### Requirement
Nothing should be left out: output all of the entries exactly.

(Stored items from a collection)
━━━━

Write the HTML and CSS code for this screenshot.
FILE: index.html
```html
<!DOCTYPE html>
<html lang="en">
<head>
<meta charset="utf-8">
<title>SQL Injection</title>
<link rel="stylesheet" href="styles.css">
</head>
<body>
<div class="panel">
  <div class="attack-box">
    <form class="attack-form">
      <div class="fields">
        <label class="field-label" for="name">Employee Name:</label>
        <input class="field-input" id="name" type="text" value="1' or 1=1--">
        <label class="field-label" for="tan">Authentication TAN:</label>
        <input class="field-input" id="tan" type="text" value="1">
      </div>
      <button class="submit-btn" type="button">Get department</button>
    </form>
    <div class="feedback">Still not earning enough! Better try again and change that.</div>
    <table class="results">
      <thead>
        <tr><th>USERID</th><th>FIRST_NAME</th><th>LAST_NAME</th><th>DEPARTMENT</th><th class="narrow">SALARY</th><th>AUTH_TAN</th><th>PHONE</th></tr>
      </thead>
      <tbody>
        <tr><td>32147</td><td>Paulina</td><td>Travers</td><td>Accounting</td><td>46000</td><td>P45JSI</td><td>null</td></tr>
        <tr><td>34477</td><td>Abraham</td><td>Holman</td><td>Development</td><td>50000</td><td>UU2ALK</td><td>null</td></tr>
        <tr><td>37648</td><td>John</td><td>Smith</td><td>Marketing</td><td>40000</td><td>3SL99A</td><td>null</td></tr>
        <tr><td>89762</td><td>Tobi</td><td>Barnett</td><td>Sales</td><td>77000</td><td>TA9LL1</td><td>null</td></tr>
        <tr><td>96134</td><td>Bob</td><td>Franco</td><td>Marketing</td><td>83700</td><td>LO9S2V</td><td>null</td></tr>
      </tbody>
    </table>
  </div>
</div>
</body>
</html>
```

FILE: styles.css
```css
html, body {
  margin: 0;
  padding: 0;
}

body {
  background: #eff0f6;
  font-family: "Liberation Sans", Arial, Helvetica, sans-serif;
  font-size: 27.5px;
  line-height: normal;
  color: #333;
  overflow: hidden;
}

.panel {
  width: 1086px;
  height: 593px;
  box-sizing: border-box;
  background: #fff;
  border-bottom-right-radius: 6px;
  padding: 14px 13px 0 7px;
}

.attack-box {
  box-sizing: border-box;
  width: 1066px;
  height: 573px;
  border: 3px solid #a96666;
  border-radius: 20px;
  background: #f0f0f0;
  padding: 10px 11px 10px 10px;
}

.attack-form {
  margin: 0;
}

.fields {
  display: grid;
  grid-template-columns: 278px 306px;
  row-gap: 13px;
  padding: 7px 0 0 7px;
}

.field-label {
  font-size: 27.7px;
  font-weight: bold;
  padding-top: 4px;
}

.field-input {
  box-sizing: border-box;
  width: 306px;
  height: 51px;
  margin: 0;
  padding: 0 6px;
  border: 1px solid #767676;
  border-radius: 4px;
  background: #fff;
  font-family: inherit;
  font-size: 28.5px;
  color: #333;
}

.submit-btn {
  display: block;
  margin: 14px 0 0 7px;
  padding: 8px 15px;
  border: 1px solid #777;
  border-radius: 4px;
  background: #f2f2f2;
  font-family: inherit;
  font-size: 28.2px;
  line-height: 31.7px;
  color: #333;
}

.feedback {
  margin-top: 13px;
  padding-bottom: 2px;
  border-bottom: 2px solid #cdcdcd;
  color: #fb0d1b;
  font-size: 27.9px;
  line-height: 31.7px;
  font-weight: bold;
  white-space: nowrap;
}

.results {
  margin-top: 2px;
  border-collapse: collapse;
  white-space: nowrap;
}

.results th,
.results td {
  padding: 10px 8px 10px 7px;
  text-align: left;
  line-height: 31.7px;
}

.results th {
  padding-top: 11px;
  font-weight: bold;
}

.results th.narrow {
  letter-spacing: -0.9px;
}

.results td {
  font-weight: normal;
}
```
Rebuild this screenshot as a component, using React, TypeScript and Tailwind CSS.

━━━━

### Finished answer
Write the HTML and CSS code for this screenshot.
FILE: index.html
```html
<!DOCTYPE html>
<html lang="en">
<head>
<meta charset="utf-8">
<title>SQL Injection</title>
<link rel="stylesheet" href="styles.css">
</head>
<body>
<div class="panel">
  <div class="attack-box">
    <form class="attack-form">
      <div class="fields">
        <label class="field-label" for="name">Employee Name:</label>
        <input class="field-input" id="name" type="text" value="1' or 1=1--">
        <label class="field-label" for="tan">Authentication TAN:</label>
        <input class="field-input" id="tan" type="text" value="1">
      </div>
      <button class="submit-btn" type="button">Get department</button>
    </form>
    <div class="feedback">Still not earning enough! Better try again and change that.</div>
    <table class="results">
      <thead>
        <tr><th>USERID</th><th>FIRST_NAME</th><th>LAST_NAME</th><th>DEPARTMENT</th><th class="narrow">SALARY</th><th>AUTH_TAN</th><th>PHONE</th></tr>
      </thead>
      <tbody>
        <tr><td>32147</td><td>Paulina</td><td>Travers</td><td>Accounting</td><td>46000</td><td>P45JSI</td><td>null</td></tr>
        <tr><td>34477</td><td>Abraham</td><td>Holman</td><td>Development</td><td>50000</td><td>UU2ALK</td><td>null</td></tr>
        <tr><td>37648</td><td>John</td><td>Smith</td><td>Marketing</td><td>40000</td><td>3SL99A</td><td>null</td></tr>
        <tr><td>89762</td><td>Tobi</td><td>Barnett</td><td>Sales</td><td>77000</td><td>TA9LL1</td><td>null</td></tr>
        <tr><td>96134</td><td>Bob</td><td>Franco</td><td>Marketing</td><td>83700</td><td>LO9S2V</td><td>null</td></tr>
      </tbody>
    </table>
  </div>
</div>
</body>
</html>
```

FILE: styles.css
```css
html, body {
  margin: 0;
  padding: 0;
}

body {
  background: #eff0f6;
  font-family: "Liberation Sans", Arial, Helvetica, sans-serif;
  font-size: 27.5px;
  line-height: normal;
  color: #333;
  overflow: hidden;
}

.panel {
  width: 1086px;
  height: 593px;
  box-sizing: border-box;
  background: #fff;
  border-bottom-right-radius: 6px;
  padding: 14px 13px 0 7px;
}

.attack-box {
  box-sizing: border-box;
  width: 1066px;
  height: 573px;
  border: 3px solid #a96666;
  border-radius: 20px;
  background: #f0f0f0;
  padding: 10px 11px 10px 10px;
}

.attack-form {
  margin: 0;
}

.fields {
  display: grid;
  grid-template-columns: 278px 306px;
  row-gap: 13px;
  padding: 7px 0 0 7px;
}

.field-label {
  font-size: 27.7px;
  font-weight: bold;
  padding-top: 4px;
}

.field-input {
  box-sizing: border-box;
  width: 306px;
  height: 51px;
  margin: 0;
  padding: 0 6px;
  border: 1px solid #767676;
  border-radius: 4px;
  background: #fff;
  font-family: inherit;
  font-size: 28.5px;
  color: #333;
}

.submit-btn {
  display: block;
  margin: 14px 0 0 7px;
  padding: 8px 15px;
  border: 1px solid #777;
  border-radius: 4px;
  background: #f2f2f2;
  font-family: inherit;
  font-size: 28.2px;
  line-height: 31.7px;
  color: #333;
}

.feedback {
  margin-top: 13px;
  padding-bottom: 2px;
  border-bottom: 2px solid #cdcdcd;
  color: #fb0d1b;
  font-size: 27.9px;
  line-height: 31.7px;
  font-weight: bold;
  white-space: nowrap;
}

.results {
  margin-top: 2px;
  border-collapse: collapse;
  white-space: nowrap;
}

.results th,
.results td {
  padding: 10px 8px 10px 7px;
  text-align: left;
  line-height: 31.7px;
}

.results th {
  padding-top: 11px;
  font-weight: bold;
}

.results th.narrow {
  letter-spacing: -0.9px;
}

.results td {
  font-weight: normal;
}
```
Rebuild this screenshot as a component, using React, TypeScript and Tailwind CSS.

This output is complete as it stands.